Data segment:
##############################
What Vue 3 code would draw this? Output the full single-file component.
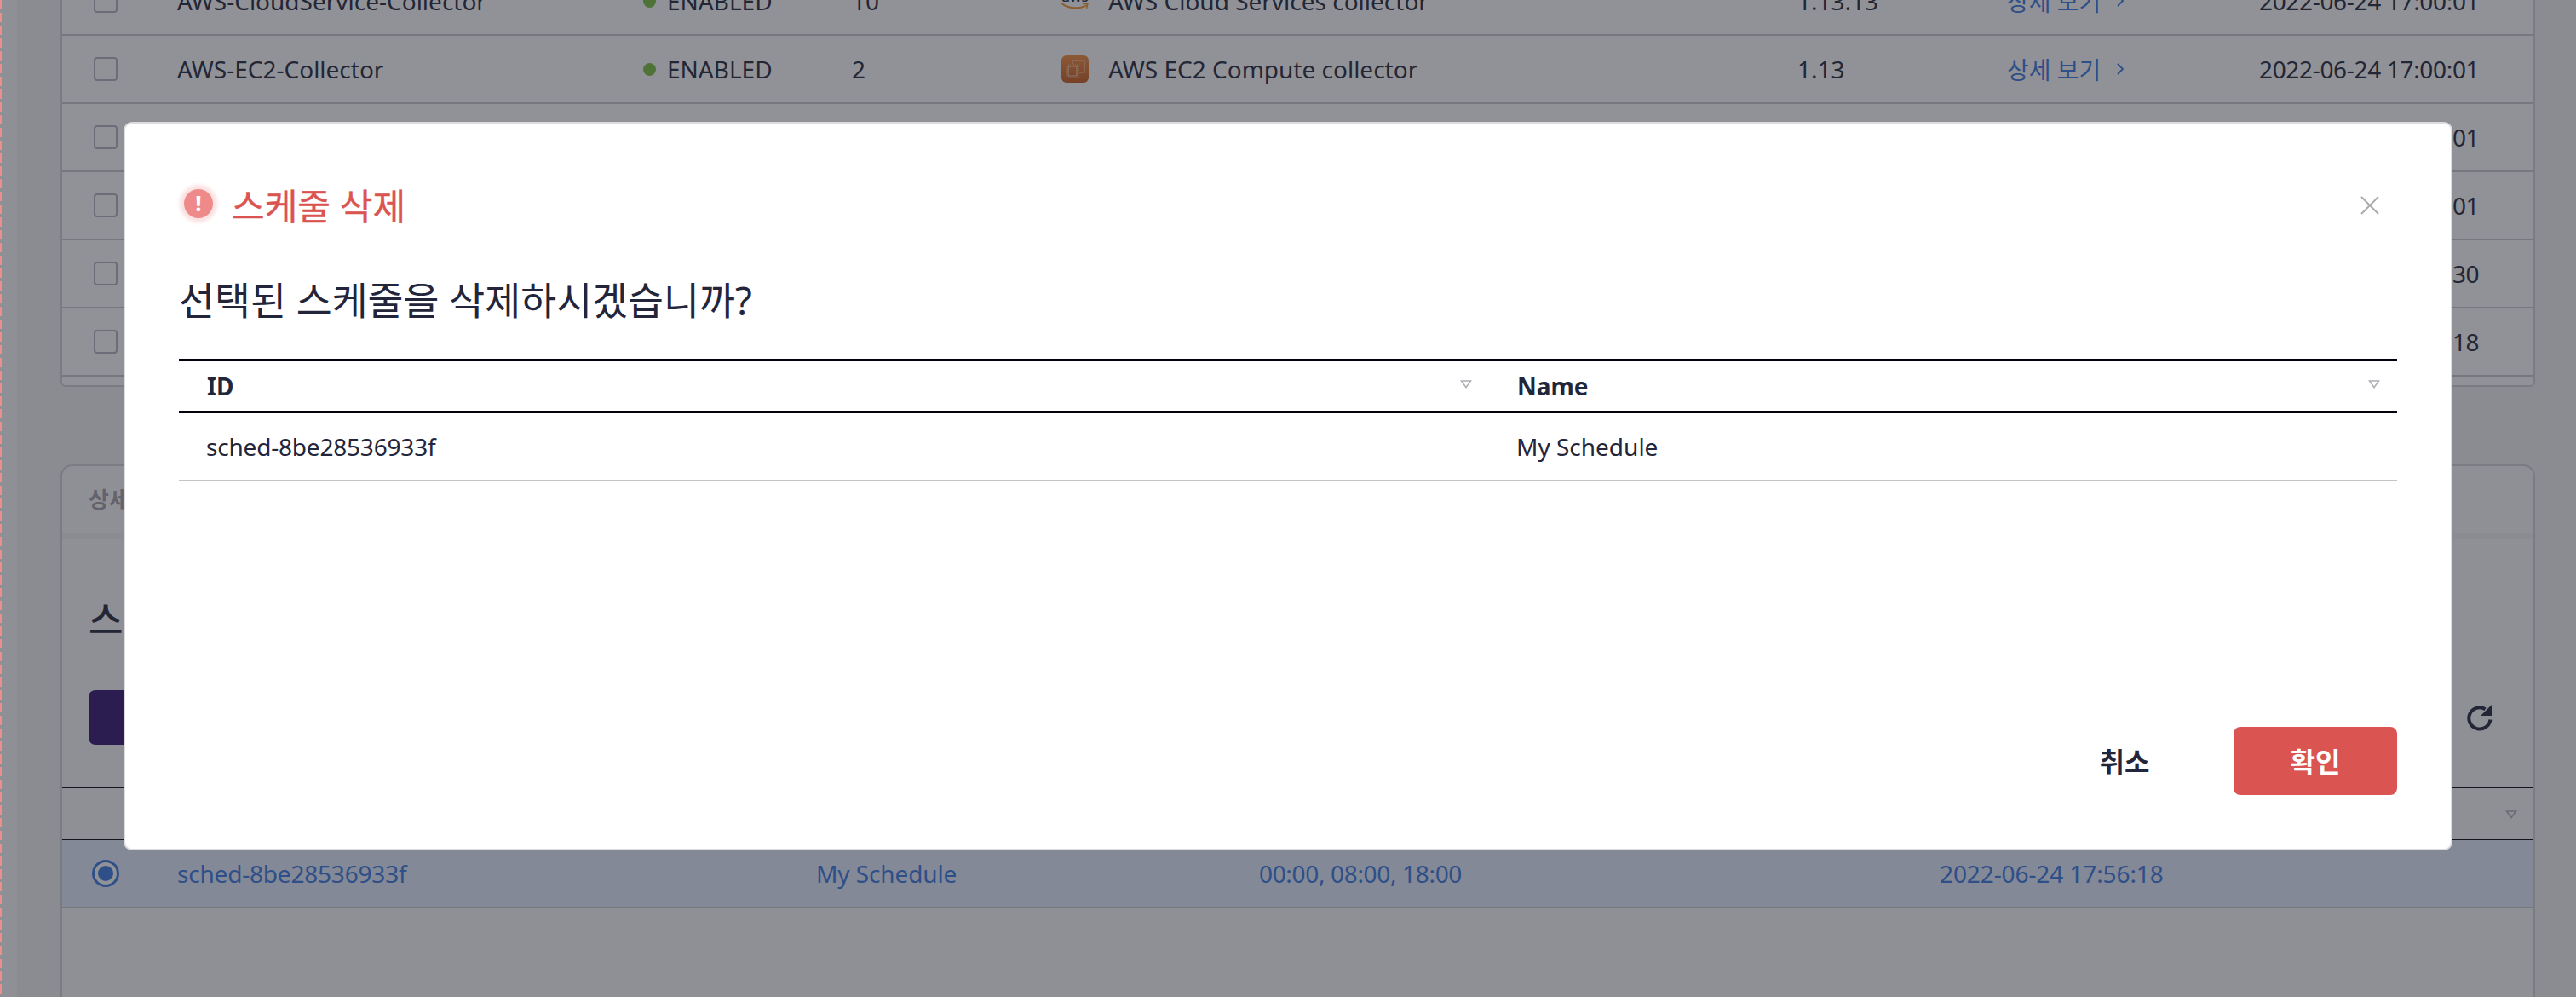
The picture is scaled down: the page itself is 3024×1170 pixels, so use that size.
<script setup>
const rows = [
  { name: 'AWS-CloudService-Collector', state: 'ENABLED', count: '10', icon: 'aws', desc: 'AWS Cloud Services collector', ver: '1.13.13', date: '2022-06-24 17:00:01' },
  { name: 'AWS-EC2-Collector', state: 'ENABLED', count: '2', icon: 'ec2', desc: 'AWS EC2 Compute collector', ver: '1.13', date: '2022-06-24 17:00:01' },
  { date: '2022-06-24 17:00:01' },
  { date: '2022-06-24 17:00:01' },
  { date: '2022-06-24 17:00:30' },
  { date: '2022-06-24 17:56:18' },
]
</script>

<template>
  <div class="page">
    <div class="rail"></div>
    <main class="main">
      <section class="collectors">
        <div v-for="(r, i) in rows" :key="i" class="row">
          <div class="cell center"><span class="check"></span></div>
          <div class="cell">{{ r.name }}</div>
          <div class="cell state">
            <template v-if="r.state"><i class="dot"></i><span>{{ r.state }}</span></template>
          </div>
          <div class="cell">{{ r.count }}</div>
          <div class="cell desc">
            <span v-if="r.icon === 'aws'" class="aws">
              <span class="aws-word">aws</span>
              <svg width="32" height="10" viewBox="0 0 32 10" fill="none">
                <path d="M1 1.5C8 7 21 8 29 3.5" stroke="#f0952e" stroke-width="2" stroke-linecap="round" />
                <path d="M25.5 1.5L31 1.2L29.6 6.2" stroke="#f0952e" stroke-width="1.6" stroke-linecap="round" />
              </svg>
            </span>
            <span v-else-if="r.icon === 'ec2'" class="ec2">
              <svg width="32" height="32" viewBox="0 0 32 32" fill="none" stroke="#f5e0cf" stroke-opacity="0.8">
                <rect x="6" y="11" width="14" height="15" stroke-width="0.9" stroke-dasharray="1 1" />
                <rect x="8" y="13" width="10" height="11" rx="1" stroke-width="1.2" />
                <path d="M13 10.5V6h14v14h-6" stroke-width="1.2" />
              </svg>
            </span>
            <span v-if="r.desc">{{ r.desc }}</span>
          </div>
          <div class="cell">{{ r.ver }}</div>
          <div class="cell link">
            <template v-if="r.name">
              <span>상세 보기</span>
              <svg class="chev" width="10" height="14" viewBox="0 0 10 14" fill="none">
                <path d="M2 1l6 6-6 6" stroke="currentColor" stroke-width="1.8" />
              </svg>
            </template>
          </div>
          <div class="cell num">{{ r.date }}</div>
        </div>
        <div class="foot"></div>
      </section>

      <section class="card">
        <div class="tab-head"><span class="tab-label">상세 정보</span></div>
        <div class="band"></div>
        <h2 class="heading">스케줄</h2>
        <div class="toolbar">
          <span class="add">추가</span>
          <svg class="refresh" width="32" height="32" viewBox="0 0 32 32" fill="none">
            <path d="M28.4 18.5A12.6 12.6 0 1 1 22.5 6.2" stroke="currentColor" stroke-width="4" />
            <path d="M30 1V14H17z" fill="currentColor" />
          </svg>
        </div>
        <div class="sched-head">
          <svg class="tri" width="14" height="10" viewBox="0 0 14 10" fill="none">
            <path d="M1.5 1h11L7 8.6z" stroke="currentColor" stroke-width="1.6" />
          </svg>
        </div>
        <div class="sched-row">
          <div class="center"><span class="radio"><i></i></span></div>
          <div class="id">sched-8be28536933f</div>
          <div>My Schedule</div>
          <div class="num">00:00, 08:00, 18:00</div>
          <div>2022-06-24 17:56:18</div>
        </div>
      </section>
    </main>

    <div class="overlay">
      <div class="modal">
        <header class="m-head">
          <span class="alert"><i>!</i></span>
          <h3 class="m-title">스케줄 삭제</h3>
          <svg class="close" width="24" height="24" viewBox="0 0 24 24" fill="none">
            <path d="M2 2l20 20M22 2L2 22" stroke="currentColor" stroke-width="2" />
          </svg>
        </header>
        <p class="m-sub">선택된 스케줄을 삭제하시겠습니까?</p>
        <div class="m-table">
          <div class="m-tr m-th">
            <div class="m-cell">ID
              <svg class="m-tri" width="14" height="10" viewBox="0 0 14 10" fill="none"><path d="M1.5 1h11L7 8.6z" stroke="currentColor" stroke-width="1.6" /></svg>
            </div>
            <div class="m-cell">Name
              <svg class="m-tri" width="14" height="10" viewBox="0 0 14 10" fill="none"><path d="M1.5 1h11L7 8.6z" stroke="currentColor" stroke-width="1.6" /></svg>
            </div>
          </div>
          <div class="m-tr m-td">
            <div class="m-cell id">sched-8be28536933f</div>
            <div class="m-cell">My Schedule</div>
          </div>
        </div>
        <footer class="m-foot">
          <button class="btn cancel">취소</button>
          <button class="btn ok">확인</button>
        </footer>
      </div>
    </div>
    <div class="dash"></div>
  </div>
</template>

<style scoped>
.page {
  position: relative;
  display: flex;
  width: 3024px;
  height: 1170px;
  overflow: hidden;
  background: #f2f2f3;
  font-family: "Noto Sans", "Noto Sans CJK KR", sans-serif;
  font-size: 28px;
  color: #23263a;
}
.rail {
  flex: none;
  width: 71px;
  height: 100%;
  box-sizing: border-box;
  background: #f2f2f3;
  border-left: 20px solid #fafafa;
}
.main {
  flex: none;
  width: 2905px;
  margin-top: -38px;
  display: flex;
  flex-direction: column;
}
.collectors {
  background: #fff;
  border-left: 2px solid #d0d1d6;
  border-right: 2px solid #d0d1d6;
  border-bottom: 2px solid #d0d1d6;
  border-radius: 0 0 6px 6px;
}
.row {
  display: grid;
  grid-template-columns: 135px 547px 245px 246px 864px 246px 296px 1fr;
  height: 80px;
  box-sizing: border-box;
  border-bottom: 2px solid #c8cad0;
}
.cell {
  display: flex;
  align-items: center;
  white-space: nowrap;
}
.num {
  letter-spacing: -0.33px;
}
.id {
  letter-spacing: -0.2px;
}
.center {
  display: flex;
  align-items: center;
  padding-left: 37px;
}
.check {
  width: 28px;
  height: 28px;
  box-sizing: border-box;
  border: 2px solid #b2b5c3;
  border-radius: 4px;
  background: #fff;
}
.state {
  gap: 13px;
}
.dot {
  width: 15px;
  height: 15px;
  border-radius: 50%;
  background: #7bc13f;
}
.desc {
  gap: 23px;
}
.aws {
  width: 32px;
  height: 32px;
  display: flex;
  flex-direction: column;
  align-items: center;
  justify-content: flex-end;
  margin-top: -8px;
}
.aws-word {
  font-size: 17px;
  line-height: 14px;
  font-weight: 500;
}
.ec2 {
  width: 32px;
  height: 32px;
  border-radius: 6px;
  background: linear-gradient(180deg, #f58c3c, #c85d1e);
  display: block;
}
.ec2 svg {
  display: block;
}
.link {
  color: #3878e1;
}
.chev {
  margin-left: 18px;
}
.foot {
  height: 10px;
}
.card {
  margin-top: 91px;
  flex: 1;
  background: #fbfbfb;
  border: 2px solid #d0d1d6;
  border-bottom: 0;
  border-radius: 14px 14px 0 0;
  display: flex;
  flex-direction: column;
}
.tab-head {
  height: 79px;
  padding: 19px 0 0 31px;
  box-sizing: border-box;
}
.tab-label {
  font-size: 26px;
  font-weight: 700;
  color: #a0a1a8;
}
.band {
  height: 7px;
  background: #f2f2f3;
}
.heading {
  margin: 64px 0 0 31px;
  font-size: 44px;
  line-height: 60px;
  font-weight: 500;
}
.toolbar {
  margin: 53px 0 0;
  height: 64px;
  padding: 0 47px 0 31px;
  display: flex;
  align-items: center;
  justify-content: space-between;
}
.add {
  width: 220px;
  height: 64px;
  border-radius: 8px;
  background: #321471;
  color: #fff;
  display: flex;
  align-items: center;
  justify-content: center;
}
.sched-head {
  margin-top: 49px;
  height: 63px;
  box-sizing: border-box;
  border-top: 2px solid #02030c;
  border-bottom: 2px solid #02030c;
  display: flex;
  align-items: center;
  justify-content: flex-end;
  padding-right: 19px;
  color: #b0b1b8;
}
.tri {
  margin-top: 2px;
}
.sched-row {
  display: grid;
  grid-template-columns: 135px 750px 520px 799px 1fr;
  align-items: center;
  height: 80px;
  box-sizing: border-box;
  border-bottom: 2px solid #c8cad0;
  background: #e2ecff;
  color: #3878e1;
  letter-spacing: -0.1px;
}
.radio {
  width: 32px;
  height: 32px;
  box-sizing: border-box;
  border: 3px solid #3878e1;
  border-radius: 50%;
  margin-left: -2px;
  display: flex;
  align-items: center;
  justify-content: center;
  background: #fff;
}
.radio i {
  width: 18px;
  height: 18px;
  border-radius: 50%;
  background: #3878e1;
}
.overlay {
  position: absolute;
  inset: 0;
  z-index: 10;
  background: rgba(36, 38, 47, 0.5);
  padding: 143px 0 0 145px;
  box-sizing: border-box;
}
.modal {
  width: 2734px;
  height: 855px;
  box-sizing: border-box;
  background: #fff;
  border: 2px solid #dddde0;
  border-radius: 10px;
  padding: 0 63px 63px;
  display: flex;
  flex-direction: column;
}
.m-head {
  display: flex;
  align-items: center;
  height: 192px;
  margin-top: -2px;
}
.alert {
  flex: none;
  width: 34px;
  height: 34px;
  margin-left: 6px;
  border-radius: 50%;
  background: #ee8a8a;
  box-shadow: 0 0 4px 5px #fbe1e1;
  color: #fff;
  display: flex;
  align-items: center;
  justify-content: center;
}
.alert i {
  font-style: normal;
  font-weight: 800;
  font-size: 24px;
  line-height: 1;
}
.m-title {
  margin: 0 0 0 22px;
  font-size: 42px;
  font-weight: 400;
  -webkit-text-stroke: 0.4px #da5451;
  color: #da5451;
}
.close {
  margin-left: auto;
  margin-right: 20px;
  margin-top: 4px;
  color: #a9aaae;
}
.m-sub {
  margin: -16px 0 0;
  font-size: 45.6px;
  line-height: 66px;
  color: #23263a;
}
.m-table {
  margin-top: 36px;
}
.m-tr {
  display: grid;
  grid-template-columns: 1538px 1fr;
}
.m-th {
  height: 64px;
  box-sizing: border-box;
  border-top: 3px solid #02030c;
  border-bottom: 3px solid #02030c;
  font-weight: 700;
}
.m-td {
  height: 80px;
  box-sizing: border-box;
  border-bottom: 2px solid #c4c4c8;
}
.m-cell {
  display: flex;
  align-items: center;
  justify-content: space-between;
  padding: 0 20px 0 33px;
}
.m-td .m-cell {
  padding-left: 32px;
}
.m-tri {
  color: #adaeb3;
  margin-top: -4px;
}
.m-foot {
  margin-top: auto;
  display: flex;
  justify-content: flex-end;
  align-items: center;
}
.btn {
  height: 80px;
  border: 0;
  border-radius: 8px;
  font: inherit;
  font-size: 32px;
  font-weight: 700;
  padding: 0 0 3px;
}
.cancel {
  width: 192px;
  margin-right: 32px;
  background: transparent;
  color: #23263a;
}
.ok {
  width: 192px;
  background: #da5451;
  color: #fff;
}
.dash {
  position: absolute;
  z-index: 20;
  left: 0;
  top: 0;
  bottom: 0;
  width: 2px;
  background: repeating-linear-gradient(180deg, #ec8f8c 0 11px, transparent 11px 15px);
}
</style>

<style>
html, body {
  margin: 0;
  overflow: hidden;
}
</style>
##############################
Short problem:
Copy every single line of the material above that holds "page".

Task result:
The picture is scaled down: the page itself is 3024×1170 pixels, so use that size.
  <div class="page">
.page {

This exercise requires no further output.